Written task: Return all lines below containing the word "this".

——————

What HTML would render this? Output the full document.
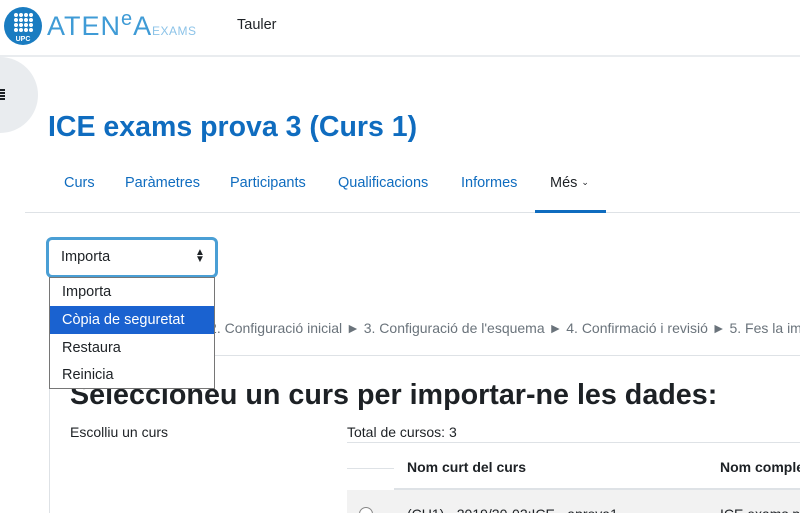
<!DOCTYPE html>
<html style="overflow:hidden"><head><meta charset="utf-8"><style>
html,body{overflow:hidden}
body{margin:0;width:800px;height:513px;overflow:hidden;background:#fff;font-family:"Liberation Sans",sans-serif;color:#1d2125;position:relative}
.a{position:absolute;white-space:nowrap}
.nav{color:#0f6cbf;font-size:14.5px;top:175px}
</style></head><body>
<div class="a" style="left:0;top:0;width:800px;height:55px;border-bottom:2px solid #e9ecef"></div>
<svg class="a" style="left:3px;top:6px" width="40" height="40" viewBox="0 0 40 40"><circle cx="20" cy="20" r="19" fill="#1a7cc1"/>
<g fill="#fff"><circle cx="13" cy="9" r="2"/><circle cx="18" cy="9" r="2"/><circle cx="23" cy="9" r="2"/><circle cx="28" cy="9" r="2"/><circle cx="13" cy="14" r="2"/><circle cx="18" cy="14" r="2"/><circle cx="23" cy="14" r="2"/><circle cx="28" cy="14" r="2"/><circle cx="13" cy="19" r="2"/><circle cx="18" cy="19" r="2"/><circle cx="23" cy="19" r="2"/><circle cx="28" cy="19" r="2"/><circle cx="13" cy="24" r="2"/><circle cx="18" cy="24" r="2"/><circle cx="23" cy="24" r="2"/><circle cx="28" cy="24" r="2"/></g>
<text x="20" y="35" fill="#fff" font-size="7" font-weight="bold" text-anchor="middle" font-family="Liberation Sans">UPC</text></svg>
<div class="a" style="left:47px;top:11px;font-size:27px;color:#3f9bd6;letter-spacing:1px">ATEN<span style="position:relative;top:-10px;font-size:20px">e</span>A</div>
<div class="a" style="left:152px;top:24px;font-size:12px;color:#8cc3e8;letter-spacing:0.5px">EXAMS</div>
<div class="a" style="left:237px;top:17px;font-size:14.5px;color:#1d2125">Tauler</div>
<div class="a" style="left:-38px;top:57px;width:76px;height:76px;border-radius:50%;background:#e9ecef"></div>
<div class="a" style="left:0;top:89px;width:5px;height:2px;background:#1d2125;box-shadow:0 3px #1d2125,0 6px #1d2125,0 9px #1d2125"></div>
<div class="a" style="left:48px;top:111px;font-size:28.5px;font-weight:bold;color:#0f6cbf">ICE exams prova 3 (Curs 1)</div>
<div class="a nav" style="left:64px">Curs</div>
<div class="a nav" style="left:125px">Paràmetres</div>
<div class="a nav" style="left:230px">Participants</div>
<div class="a nav" style="left:338px">Qualificacions</div>
<div class="a nav" style="left:461px">Informes</div>
<div class="a nav" style="left:550px;color:#1d2125">Més <span style="font-size:9px;position:relative;top:-2px">&#8964;</span></div>
<div class="a" style="left:25px;top:212px;width:775px;height:1px;background:#dee2e6"></div>
<div class="a" style="left:535px;top:210px;width:71px;height:3px;background:#0f6cbf"></div>
<div class="a" style="left:49px;top:355px;width:751px;height:1px;background:#dee2e6"></div>
<div class="a" style="left:49px;top:355px;width:1px;height:158px;background:#dee2e6"></div>
<div class="a" style="left:66px;top:320px;font-size:14px;color:#6a737b">1. Selecció del curs ► 2. Configuració inicial ► 3. Configuració de l'esquema ► 4. Confirmació i revisió ► 5. Fes la importació</div>
<div class="a" style="left:70px;top:379px;font-size:28.7px;font-weight:bold">Seleccioneu un curs per importar-ne les dades:</div>
<div class="a" style="left:70px;top:424px;font-size:14px">Escolliu un curs</div>
<div class="a" style="left:347px;top:424px;font-size:14px">Total de cursos: 3</div>
<div class="a" style="left:347px;top:442px;width:453px;height:1px;background:#dee2e6"></div>
<div class="a" style="left:347px;top:468px;width:47px;height:1px;background:#dee2e6"></div>
<div class="a" style="left:394px;top:488px;width:406px;height:2px;background:#dee2e6"></div>
<div class="a" style="left:407px;top:459px;font-size:14px;font-weight:bold">Nom curt del curs</div>
<div class="a" style="left:720px;top:459px;font-size:14px;font-weight:bold">Nom complet</div>
<div class="a" style="left:347px;top:490px;width:453px;height:23px;background:#f2f2f2"></div>
<div class="a" style="left:359px;top:507px;width:12px;height:12px;border-radius:50%;border:1px solid #888;background:#fff"></div>
<div class="a" style="left:407px;top:506px;font-size:14px">(CU1) - 2019/20-02:ICE - aprova1</div>
<div class="a" style="left:720px;top:506px;font-size:14px">ICE exams prova</div>
<div class="a" style="left:46px;top:237px;width:166px;height:35px;border:3px solid #4a9fd5;border-radius:6px;background:#fff"></div>
<div class="a" style="left:61px;top:249px;font-size:14.5px">Importa</div>
<div class="a" style="left:195px;top:249px;font-size:10px;line-height:7px">&#9650;<br>&#9660;</div>
<div class="a" style="left:49px;top:277px;width:164px;height:110px;border:1px solid #767676;background:#fff;font-size:14.5px">
<div style="height:28px;line-height:28px;padding-left:12px">Importa</div>
<div style="height:28px;line-height:28px;padding-left:12px;background:#1a62d0;color:#fff">Còpia de seguretat</div>
<div style="height:28px;line-height:28px;padding-left:12px">Restaura</div>
<div style="height:26px;line-height:26px;padding-left:12px">Reinicia</div>
</div>
</body></html>
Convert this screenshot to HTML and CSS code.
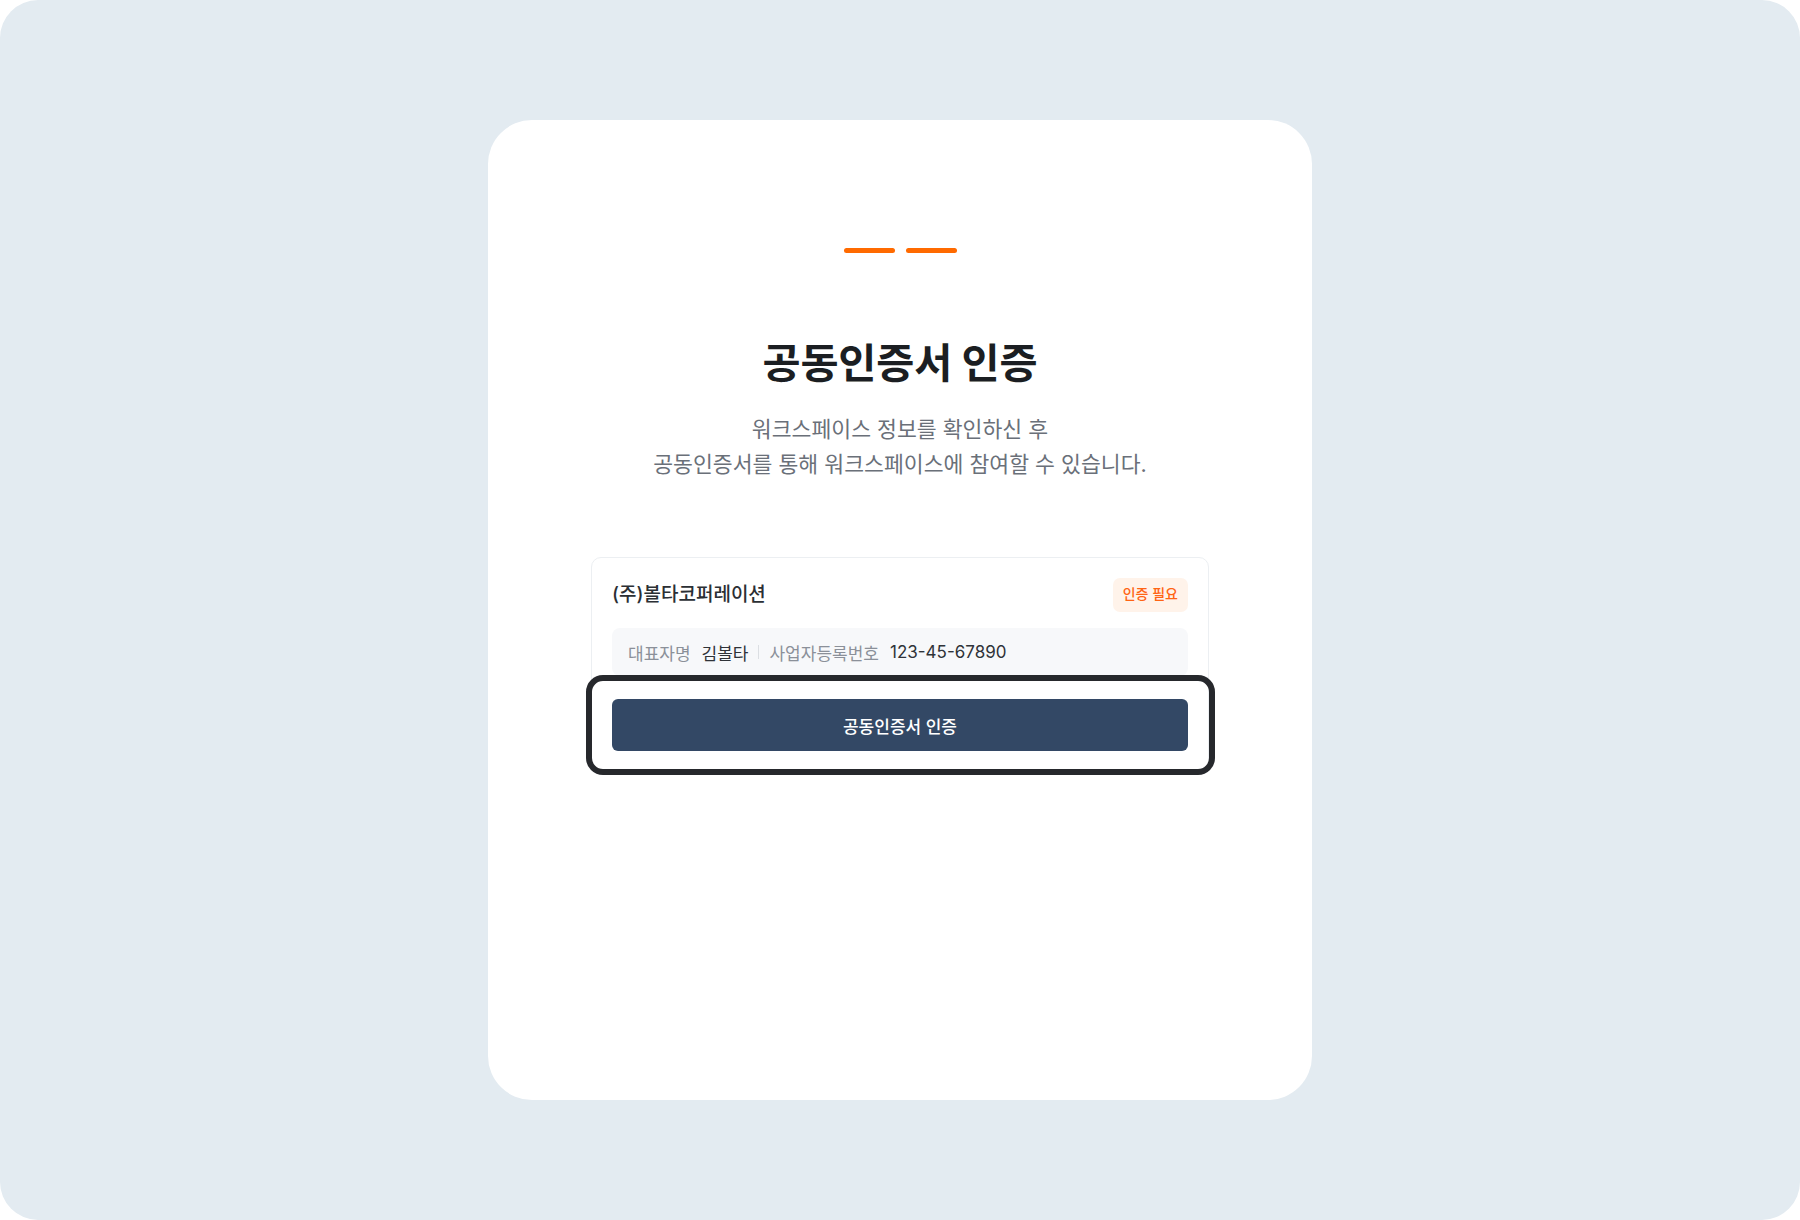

——————

Solved exercise:
What HTML would render this? Output the full document.
Convert this screenshot to HTML and CSS code.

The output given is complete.